5 Min Read
WASHINGTON (Reuters) - Few people get a chance to save the world once, much less twice. Lawrence Summers will need all his intellectual firepower to make his second round as a key U.S. economic policymaker match up to past ratings.
A brainy 53-year-old academic and politician, Summers will be named to head President-elect Barack Obama's National Economic Council, a transition official said.
The appointment, expected to be officially unveiled on Monday, will mark Summers' second turn in the Washington spotlight after serving as Treasury chief for 1-1/2 years from July 1999 until January 2001 under then-President Bill Clinton.
One of his more famous moments came early in 1999, when Time magazine put Summers -- who at the time was No. 2 at Treasury -- his boss Robert Rubin and former Federal Reserve Chairman Alan Greenspan on its cover as "The Committee to Save the World" for their efforts to quell a currency and financial crisis that was sweeping emerging markets around the globe.
This time the challenges are even more daunting. The global economy is reckoning with a financial crisis that many believe is the most virulent since the 1930s, and which appears to have already driven the United States into recession.
Summers, who was viewed as a top contender to be Obama's Treasury secretary, has kept a high profile through regular speaking engagements.
He recently called for "speedy, substantial, sustained" stimulus measures that he said would have to last for years to lift the economy out of its current slump.
When his last Treasury stint ended in 2001, Summers moved on to a controversial tenure as president of Harvard University. He resigned from that post in mid-2005 after a firestorm over whether innate differences accounted for the fact that more men than women entered science and engineering courses.

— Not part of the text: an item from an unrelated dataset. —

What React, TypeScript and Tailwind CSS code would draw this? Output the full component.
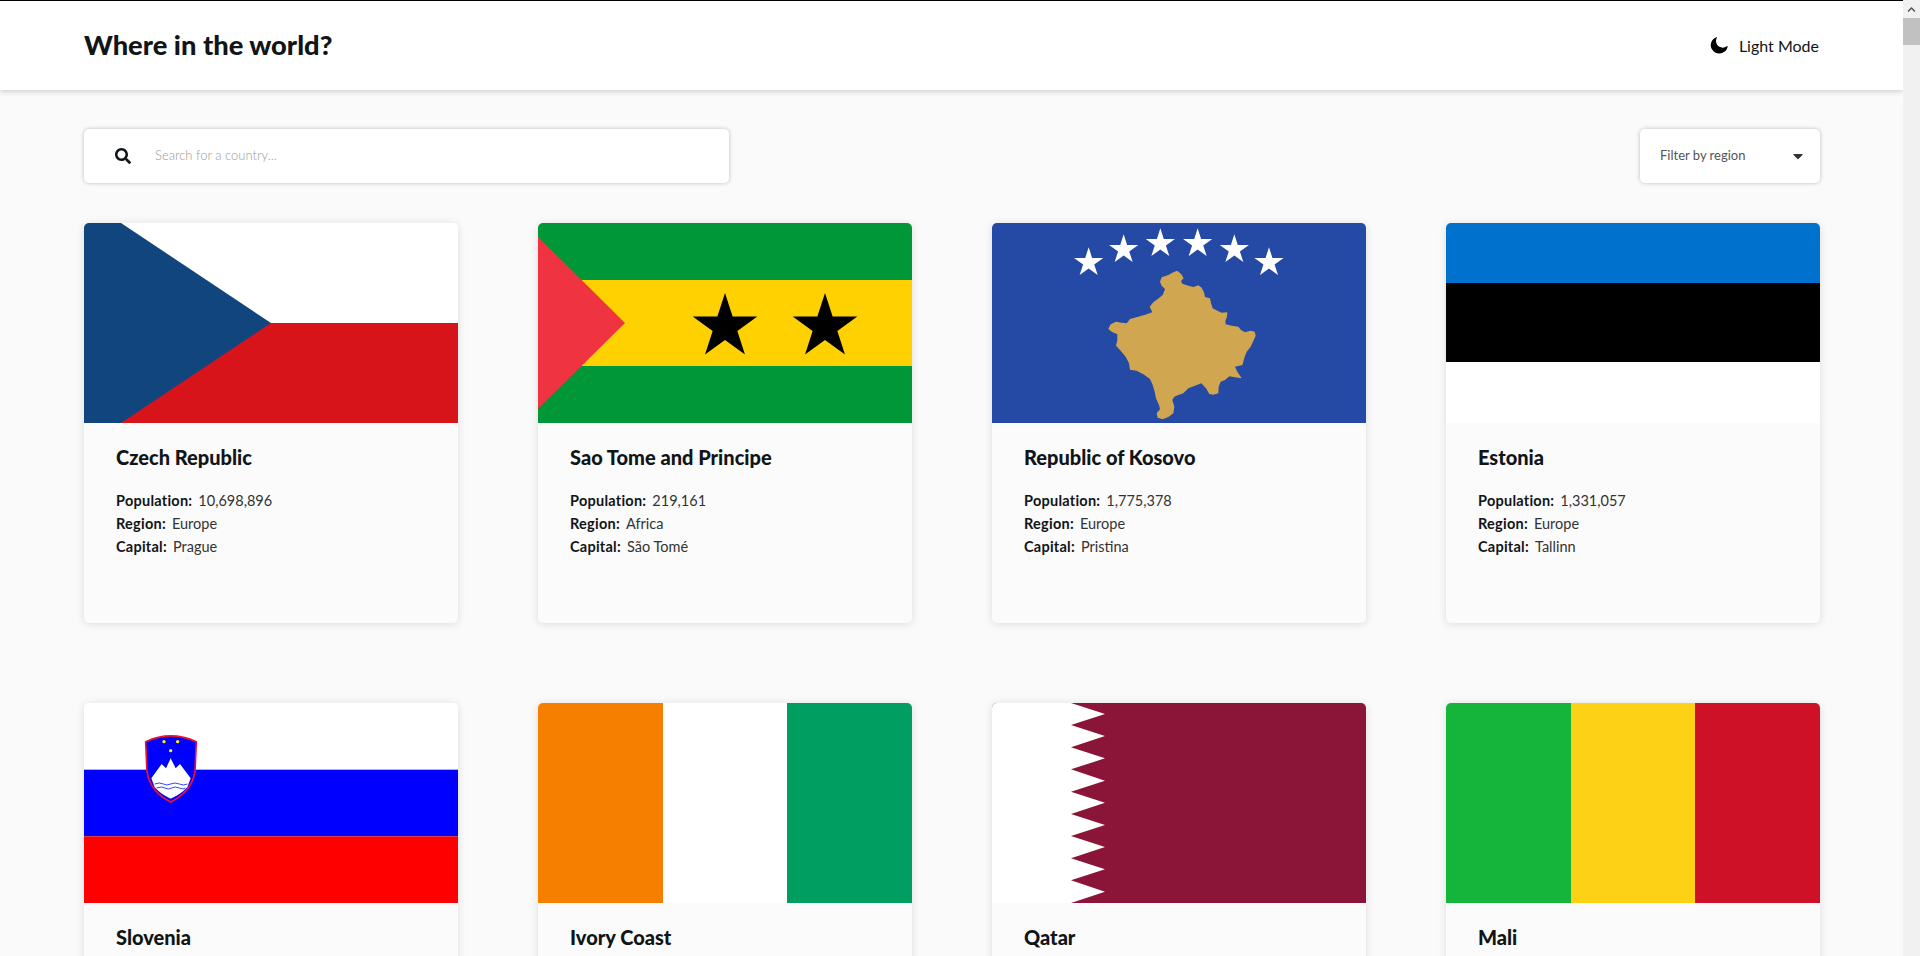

Though it was seen as a blow at the time to his record of success, Summers continued to teach at Harvard and had enough supporters for having brought the topic into public discussion to emerge with prospects largely unscathed.
It wasn't the first time Summers had gotten into hot water. In 1991, when he was chief economist at the World Bank, Summers suggested in a memo that developed countries should export more pollution to poorer ones since those countries would face less costs from lost wages or illnesses, given that their wages already were so low.
The memo presented the argument in pure economic terms that seemed ironic and hard to take seriously, but nonetheless infuriated other bank members when it became public.
Still, despite the occasional impolitic comment, Summers has never lacked a forum to speak out on economic issues.
In September, he testified before Congress in support of a second economic stimulus program, warning that the U.S. economy was in "a highly uncertain state with very significant risks to the downside."
Since then, that uncertainty has turned into the early stages of what many forecasters fear will be a lengthy and potentially deep recession -- and calls for a new package of stimulative measures seem certain to intensify.
Summers is a proponent of "economic internationalism," a term he used earlier this year in a Financial Times commentary arguing that globalization has brought benefits to U.S. workers that might be expanded through more free trade agreements.
That might be a tough sell among fellow Democrats on Capitol Hill, many of whom express deep misgivings that free trade has meant shipping millions of American jobs abroad.
In any event, he will have his hands full as the Obama administration grapples with the many bailout programs that Treasury is running for troubled financial firms, trying to guide the U.S. economy back onto a more prosperous path and revamping U.S. regulation to try to ensure another crisis of this type never erupts again.
For Summers, a wunderkind who became a full professor at Harvard at 28 and who has never been known for his smooth manner, it may help that Congress remains under Democratic control and possibly more receptive to his initiatives.
Summers is intense, often blunt-spoken and more likely to be dandruff-flecked than polished in his regular appearances at global forums and august events like the annual retreat at Jackson Hole, Wyoming, for central bankers and other top economic thinkers from around the globe.
But his presence at such events is a mark of respect for his achievements have earned him and a sign of his willingness to rise to a challenge or debate, a quality that he will need to steer the wounded U.S. economy to health.